## Written instruction
In the listing that follows, count each line where the word "this" appears; write nothing but the count.

## Supplied material
-------------------------
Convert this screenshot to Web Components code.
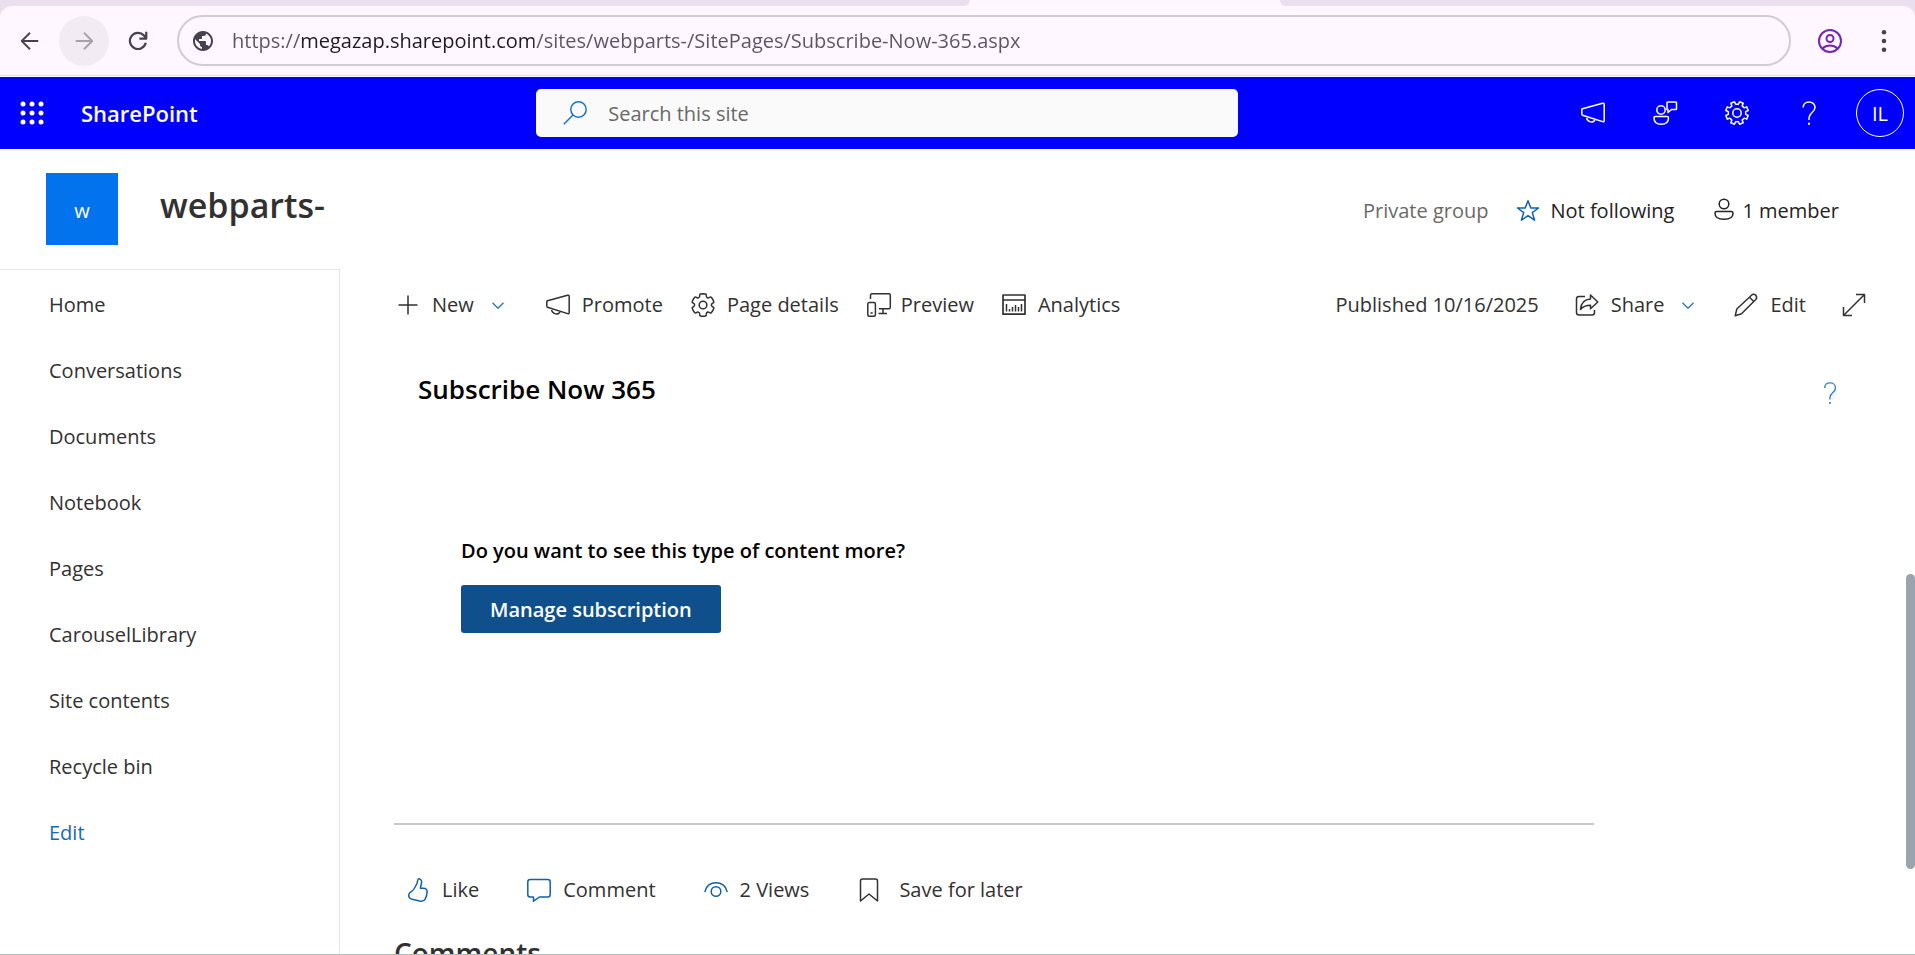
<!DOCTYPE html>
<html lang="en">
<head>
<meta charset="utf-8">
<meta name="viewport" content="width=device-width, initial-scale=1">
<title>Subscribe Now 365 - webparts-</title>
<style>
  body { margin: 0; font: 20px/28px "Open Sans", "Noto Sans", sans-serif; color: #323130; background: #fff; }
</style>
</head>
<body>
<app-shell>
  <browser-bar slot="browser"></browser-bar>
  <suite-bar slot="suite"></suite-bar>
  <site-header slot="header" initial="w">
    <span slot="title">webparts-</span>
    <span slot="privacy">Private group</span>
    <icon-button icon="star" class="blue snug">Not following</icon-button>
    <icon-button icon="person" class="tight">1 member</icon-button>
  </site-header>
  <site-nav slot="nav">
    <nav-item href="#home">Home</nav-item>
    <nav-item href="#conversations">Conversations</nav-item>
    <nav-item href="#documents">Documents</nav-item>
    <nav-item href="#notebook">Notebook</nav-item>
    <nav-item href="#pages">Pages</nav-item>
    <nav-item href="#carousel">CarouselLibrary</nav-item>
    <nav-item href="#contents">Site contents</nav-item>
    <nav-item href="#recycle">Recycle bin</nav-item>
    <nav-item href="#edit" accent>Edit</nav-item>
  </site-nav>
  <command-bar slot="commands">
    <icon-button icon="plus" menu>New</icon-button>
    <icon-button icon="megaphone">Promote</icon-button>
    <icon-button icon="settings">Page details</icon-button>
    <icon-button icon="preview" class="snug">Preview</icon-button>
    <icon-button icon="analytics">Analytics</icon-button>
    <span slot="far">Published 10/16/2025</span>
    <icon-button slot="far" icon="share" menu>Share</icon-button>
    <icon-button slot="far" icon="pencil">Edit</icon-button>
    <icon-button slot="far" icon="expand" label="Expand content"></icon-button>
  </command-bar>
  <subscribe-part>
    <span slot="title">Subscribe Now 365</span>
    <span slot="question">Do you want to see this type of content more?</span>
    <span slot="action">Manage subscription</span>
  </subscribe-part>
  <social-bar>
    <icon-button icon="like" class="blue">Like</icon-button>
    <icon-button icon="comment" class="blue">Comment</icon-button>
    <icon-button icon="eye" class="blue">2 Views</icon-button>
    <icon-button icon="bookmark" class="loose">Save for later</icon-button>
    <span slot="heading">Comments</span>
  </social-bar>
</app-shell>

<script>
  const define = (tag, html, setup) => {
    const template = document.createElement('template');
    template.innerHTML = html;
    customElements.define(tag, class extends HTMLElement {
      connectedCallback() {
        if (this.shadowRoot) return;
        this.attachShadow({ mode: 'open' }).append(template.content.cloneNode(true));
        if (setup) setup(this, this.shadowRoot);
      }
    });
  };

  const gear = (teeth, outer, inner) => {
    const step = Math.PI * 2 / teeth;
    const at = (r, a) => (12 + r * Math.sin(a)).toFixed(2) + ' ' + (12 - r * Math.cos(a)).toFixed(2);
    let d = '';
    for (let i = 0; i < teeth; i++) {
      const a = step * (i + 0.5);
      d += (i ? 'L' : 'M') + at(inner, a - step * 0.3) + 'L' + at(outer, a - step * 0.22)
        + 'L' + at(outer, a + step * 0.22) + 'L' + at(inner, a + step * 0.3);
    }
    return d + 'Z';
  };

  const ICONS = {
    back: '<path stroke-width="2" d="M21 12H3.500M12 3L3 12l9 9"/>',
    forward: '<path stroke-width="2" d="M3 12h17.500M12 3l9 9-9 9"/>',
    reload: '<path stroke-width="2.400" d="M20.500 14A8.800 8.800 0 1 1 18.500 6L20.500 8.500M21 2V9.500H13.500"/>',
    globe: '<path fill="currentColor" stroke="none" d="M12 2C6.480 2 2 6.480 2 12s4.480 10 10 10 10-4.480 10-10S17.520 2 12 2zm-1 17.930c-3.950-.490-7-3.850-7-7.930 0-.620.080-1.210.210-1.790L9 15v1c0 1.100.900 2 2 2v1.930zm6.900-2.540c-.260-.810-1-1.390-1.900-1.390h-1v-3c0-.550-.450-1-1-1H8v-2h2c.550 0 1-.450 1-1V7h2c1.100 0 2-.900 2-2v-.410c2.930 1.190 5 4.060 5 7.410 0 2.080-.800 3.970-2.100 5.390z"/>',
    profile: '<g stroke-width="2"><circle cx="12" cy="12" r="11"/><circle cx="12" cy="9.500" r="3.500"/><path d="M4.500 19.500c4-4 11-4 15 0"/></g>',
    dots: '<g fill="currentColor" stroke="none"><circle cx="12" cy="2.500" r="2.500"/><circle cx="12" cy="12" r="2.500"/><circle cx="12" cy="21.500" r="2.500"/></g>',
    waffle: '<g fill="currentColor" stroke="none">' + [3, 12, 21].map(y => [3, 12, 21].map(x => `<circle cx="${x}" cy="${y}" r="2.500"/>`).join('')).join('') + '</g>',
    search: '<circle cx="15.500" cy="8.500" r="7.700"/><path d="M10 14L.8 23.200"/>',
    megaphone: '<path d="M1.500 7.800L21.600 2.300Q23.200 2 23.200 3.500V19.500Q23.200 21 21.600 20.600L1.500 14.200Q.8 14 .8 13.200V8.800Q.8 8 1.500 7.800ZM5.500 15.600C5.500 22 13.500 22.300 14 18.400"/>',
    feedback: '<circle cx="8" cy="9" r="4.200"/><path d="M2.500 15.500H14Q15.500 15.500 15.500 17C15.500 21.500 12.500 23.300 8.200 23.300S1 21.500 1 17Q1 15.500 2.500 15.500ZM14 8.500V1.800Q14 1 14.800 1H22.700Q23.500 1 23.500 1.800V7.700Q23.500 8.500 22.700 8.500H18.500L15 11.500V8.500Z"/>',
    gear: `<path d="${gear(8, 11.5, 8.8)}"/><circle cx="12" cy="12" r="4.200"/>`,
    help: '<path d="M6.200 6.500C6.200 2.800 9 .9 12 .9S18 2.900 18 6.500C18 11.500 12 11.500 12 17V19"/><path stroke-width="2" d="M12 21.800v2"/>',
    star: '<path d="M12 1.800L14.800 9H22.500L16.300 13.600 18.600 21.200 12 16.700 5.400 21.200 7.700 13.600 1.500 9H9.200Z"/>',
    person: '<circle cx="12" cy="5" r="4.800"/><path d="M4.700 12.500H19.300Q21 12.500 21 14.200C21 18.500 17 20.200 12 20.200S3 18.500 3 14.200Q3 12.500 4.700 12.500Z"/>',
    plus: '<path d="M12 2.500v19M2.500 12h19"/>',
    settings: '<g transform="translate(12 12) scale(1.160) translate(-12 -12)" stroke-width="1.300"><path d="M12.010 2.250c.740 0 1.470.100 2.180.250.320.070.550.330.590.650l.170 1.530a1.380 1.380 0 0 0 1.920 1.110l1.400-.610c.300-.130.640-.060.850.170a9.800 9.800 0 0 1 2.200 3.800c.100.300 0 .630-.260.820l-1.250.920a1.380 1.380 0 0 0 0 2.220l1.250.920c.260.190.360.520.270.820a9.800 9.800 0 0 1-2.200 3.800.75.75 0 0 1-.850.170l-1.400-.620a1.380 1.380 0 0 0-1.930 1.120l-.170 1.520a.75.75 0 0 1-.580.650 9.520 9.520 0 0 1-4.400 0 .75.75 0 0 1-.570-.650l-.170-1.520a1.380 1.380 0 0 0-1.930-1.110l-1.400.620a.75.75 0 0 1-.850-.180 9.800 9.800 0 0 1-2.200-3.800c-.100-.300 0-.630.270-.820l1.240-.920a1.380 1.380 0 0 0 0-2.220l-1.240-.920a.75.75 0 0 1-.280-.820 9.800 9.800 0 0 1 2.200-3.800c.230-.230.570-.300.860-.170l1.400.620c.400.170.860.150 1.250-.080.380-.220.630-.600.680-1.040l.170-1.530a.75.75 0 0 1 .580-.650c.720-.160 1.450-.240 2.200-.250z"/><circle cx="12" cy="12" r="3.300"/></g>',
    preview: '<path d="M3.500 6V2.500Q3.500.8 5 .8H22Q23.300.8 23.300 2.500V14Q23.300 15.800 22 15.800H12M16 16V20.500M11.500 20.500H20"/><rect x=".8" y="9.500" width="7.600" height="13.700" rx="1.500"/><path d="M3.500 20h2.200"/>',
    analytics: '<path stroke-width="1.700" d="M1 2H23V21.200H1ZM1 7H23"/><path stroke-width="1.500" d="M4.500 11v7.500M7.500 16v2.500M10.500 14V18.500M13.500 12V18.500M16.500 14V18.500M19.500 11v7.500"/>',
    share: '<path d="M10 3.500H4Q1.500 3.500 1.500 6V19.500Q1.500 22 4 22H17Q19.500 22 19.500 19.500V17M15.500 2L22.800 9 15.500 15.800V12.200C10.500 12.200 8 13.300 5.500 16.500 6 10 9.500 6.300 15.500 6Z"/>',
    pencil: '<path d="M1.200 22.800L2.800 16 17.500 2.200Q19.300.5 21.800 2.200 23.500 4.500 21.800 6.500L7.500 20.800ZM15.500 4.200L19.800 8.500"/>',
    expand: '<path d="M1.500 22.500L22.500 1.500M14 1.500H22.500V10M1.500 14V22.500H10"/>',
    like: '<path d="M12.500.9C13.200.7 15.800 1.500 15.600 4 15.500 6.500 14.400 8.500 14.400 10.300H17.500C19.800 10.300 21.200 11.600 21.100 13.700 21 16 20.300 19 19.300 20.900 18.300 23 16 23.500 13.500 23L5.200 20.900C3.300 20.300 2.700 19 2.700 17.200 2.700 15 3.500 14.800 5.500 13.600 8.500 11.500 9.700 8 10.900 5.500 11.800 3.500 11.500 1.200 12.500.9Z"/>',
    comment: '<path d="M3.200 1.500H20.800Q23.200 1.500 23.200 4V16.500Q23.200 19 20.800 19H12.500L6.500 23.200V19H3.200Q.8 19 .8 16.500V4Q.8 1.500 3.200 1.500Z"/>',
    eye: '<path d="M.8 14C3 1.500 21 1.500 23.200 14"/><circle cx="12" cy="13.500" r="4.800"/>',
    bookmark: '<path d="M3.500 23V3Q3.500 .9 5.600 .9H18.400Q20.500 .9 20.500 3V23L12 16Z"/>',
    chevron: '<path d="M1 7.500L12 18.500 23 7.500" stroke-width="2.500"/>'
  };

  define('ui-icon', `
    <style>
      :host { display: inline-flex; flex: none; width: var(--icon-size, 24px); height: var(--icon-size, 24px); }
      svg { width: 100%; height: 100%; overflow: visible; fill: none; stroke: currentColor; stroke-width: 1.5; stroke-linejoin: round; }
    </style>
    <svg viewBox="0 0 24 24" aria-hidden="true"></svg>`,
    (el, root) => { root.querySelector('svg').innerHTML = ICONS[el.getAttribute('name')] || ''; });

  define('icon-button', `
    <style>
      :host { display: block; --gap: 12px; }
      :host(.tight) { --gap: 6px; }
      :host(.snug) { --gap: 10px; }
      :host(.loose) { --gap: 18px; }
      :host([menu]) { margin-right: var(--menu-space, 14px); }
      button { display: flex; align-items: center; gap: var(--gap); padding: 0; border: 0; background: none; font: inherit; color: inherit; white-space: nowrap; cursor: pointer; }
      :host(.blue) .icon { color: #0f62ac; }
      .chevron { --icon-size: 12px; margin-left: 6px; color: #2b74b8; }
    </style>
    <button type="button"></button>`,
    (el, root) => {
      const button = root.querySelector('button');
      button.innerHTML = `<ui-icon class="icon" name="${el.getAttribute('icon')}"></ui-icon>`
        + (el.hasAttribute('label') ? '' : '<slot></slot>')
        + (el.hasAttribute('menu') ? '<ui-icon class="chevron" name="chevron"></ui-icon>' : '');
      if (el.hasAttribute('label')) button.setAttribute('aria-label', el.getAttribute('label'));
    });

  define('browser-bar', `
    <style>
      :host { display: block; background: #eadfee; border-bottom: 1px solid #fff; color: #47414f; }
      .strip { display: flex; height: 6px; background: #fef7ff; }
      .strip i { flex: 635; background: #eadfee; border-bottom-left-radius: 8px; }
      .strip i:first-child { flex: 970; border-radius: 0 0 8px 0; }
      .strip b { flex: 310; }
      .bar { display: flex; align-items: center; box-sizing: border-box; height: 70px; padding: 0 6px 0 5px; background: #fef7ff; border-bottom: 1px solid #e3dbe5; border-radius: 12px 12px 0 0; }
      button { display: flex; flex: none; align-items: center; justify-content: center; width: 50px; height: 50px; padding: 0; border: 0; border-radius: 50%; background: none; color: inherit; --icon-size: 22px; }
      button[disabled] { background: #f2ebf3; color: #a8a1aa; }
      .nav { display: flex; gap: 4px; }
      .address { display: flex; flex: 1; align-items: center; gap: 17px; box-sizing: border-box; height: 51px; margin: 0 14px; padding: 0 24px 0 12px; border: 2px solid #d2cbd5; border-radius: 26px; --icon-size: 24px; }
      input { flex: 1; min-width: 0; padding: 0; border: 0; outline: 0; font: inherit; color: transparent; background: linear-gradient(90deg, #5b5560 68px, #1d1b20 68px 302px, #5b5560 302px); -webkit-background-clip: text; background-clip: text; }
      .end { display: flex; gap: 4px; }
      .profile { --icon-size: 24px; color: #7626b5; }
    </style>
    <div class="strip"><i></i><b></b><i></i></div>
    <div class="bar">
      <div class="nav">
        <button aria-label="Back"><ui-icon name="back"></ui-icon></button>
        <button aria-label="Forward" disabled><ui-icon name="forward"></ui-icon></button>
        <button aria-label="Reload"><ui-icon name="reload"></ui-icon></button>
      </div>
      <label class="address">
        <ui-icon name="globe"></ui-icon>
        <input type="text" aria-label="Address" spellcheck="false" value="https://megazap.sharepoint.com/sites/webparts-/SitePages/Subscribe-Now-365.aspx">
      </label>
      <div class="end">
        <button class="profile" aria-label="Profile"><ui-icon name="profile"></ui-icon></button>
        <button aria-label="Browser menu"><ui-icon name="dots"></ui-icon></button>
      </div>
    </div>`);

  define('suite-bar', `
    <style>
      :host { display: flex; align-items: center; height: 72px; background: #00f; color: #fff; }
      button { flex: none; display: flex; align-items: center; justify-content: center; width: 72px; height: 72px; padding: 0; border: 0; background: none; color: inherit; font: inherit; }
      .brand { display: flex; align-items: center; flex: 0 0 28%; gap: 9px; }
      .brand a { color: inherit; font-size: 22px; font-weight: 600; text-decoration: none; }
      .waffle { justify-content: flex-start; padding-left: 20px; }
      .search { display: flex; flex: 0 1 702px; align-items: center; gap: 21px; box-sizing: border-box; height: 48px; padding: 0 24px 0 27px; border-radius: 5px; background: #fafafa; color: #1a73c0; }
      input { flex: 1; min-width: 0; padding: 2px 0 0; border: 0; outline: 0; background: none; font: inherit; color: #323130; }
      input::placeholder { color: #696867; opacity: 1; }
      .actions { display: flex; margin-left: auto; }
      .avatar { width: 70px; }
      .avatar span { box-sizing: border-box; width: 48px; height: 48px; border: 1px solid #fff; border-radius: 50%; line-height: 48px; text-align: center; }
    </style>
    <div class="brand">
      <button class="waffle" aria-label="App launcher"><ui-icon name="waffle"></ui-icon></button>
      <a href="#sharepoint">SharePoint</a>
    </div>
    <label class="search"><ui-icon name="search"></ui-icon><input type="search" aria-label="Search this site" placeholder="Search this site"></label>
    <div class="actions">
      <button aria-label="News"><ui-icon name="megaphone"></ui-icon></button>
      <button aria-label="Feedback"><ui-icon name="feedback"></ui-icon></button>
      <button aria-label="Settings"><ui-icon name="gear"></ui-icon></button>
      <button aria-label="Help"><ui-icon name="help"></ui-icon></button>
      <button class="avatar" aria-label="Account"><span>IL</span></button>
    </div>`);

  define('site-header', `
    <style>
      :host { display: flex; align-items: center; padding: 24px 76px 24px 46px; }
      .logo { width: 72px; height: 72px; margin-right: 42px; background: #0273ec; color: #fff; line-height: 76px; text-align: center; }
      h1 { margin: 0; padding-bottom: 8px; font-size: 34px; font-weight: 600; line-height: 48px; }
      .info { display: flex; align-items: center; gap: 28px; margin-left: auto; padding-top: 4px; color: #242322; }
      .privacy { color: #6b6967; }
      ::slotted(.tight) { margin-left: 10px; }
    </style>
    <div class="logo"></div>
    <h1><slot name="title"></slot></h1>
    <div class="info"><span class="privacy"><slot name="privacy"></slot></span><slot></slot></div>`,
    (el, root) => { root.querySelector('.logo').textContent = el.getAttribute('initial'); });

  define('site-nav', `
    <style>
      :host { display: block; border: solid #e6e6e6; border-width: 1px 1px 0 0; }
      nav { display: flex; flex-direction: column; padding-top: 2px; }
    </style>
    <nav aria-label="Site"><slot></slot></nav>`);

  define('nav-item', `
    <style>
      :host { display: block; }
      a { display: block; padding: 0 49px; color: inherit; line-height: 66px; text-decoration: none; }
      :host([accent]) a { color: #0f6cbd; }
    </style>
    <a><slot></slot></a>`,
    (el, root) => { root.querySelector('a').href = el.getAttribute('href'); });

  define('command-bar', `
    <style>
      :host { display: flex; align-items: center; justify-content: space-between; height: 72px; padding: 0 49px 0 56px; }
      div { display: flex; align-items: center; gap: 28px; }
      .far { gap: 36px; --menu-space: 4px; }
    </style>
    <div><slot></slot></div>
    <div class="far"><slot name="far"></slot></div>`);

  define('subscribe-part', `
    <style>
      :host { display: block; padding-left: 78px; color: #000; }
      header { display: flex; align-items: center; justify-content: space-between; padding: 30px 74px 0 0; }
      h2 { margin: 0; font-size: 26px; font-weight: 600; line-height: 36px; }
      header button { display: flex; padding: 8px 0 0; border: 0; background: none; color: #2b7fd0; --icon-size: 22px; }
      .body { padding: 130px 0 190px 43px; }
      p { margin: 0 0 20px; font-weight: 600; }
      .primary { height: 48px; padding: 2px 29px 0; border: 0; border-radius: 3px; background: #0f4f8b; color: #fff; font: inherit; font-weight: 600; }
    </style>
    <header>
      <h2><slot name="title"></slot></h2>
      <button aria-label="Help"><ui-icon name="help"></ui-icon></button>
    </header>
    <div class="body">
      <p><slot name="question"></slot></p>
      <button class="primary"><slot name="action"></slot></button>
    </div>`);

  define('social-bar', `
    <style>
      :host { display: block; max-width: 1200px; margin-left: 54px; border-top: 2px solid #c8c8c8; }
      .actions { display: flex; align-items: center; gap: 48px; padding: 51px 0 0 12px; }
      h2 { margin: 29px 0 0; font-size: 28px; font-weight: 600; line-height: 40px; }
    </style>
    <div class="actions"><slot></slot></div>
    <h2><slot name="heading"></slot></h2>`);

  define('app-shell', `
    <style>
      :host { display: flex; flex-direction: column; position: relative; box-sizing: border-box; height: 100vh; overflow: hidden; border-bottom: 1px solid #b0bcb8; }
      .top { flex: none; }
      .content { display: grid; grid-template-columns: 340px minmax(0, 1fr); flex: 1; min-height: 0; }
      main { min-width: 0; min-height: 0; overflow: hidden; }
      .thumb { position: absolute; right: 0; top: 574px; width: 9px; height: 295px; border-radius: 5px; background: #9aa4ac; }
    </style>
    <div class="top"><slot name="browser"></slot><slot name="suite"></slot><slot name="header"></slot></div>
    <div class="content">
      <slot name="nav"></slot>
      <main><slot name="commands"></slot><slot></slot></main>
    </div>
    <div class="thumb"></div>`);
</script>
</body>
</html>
-------------------------
## Reply to the exercise
6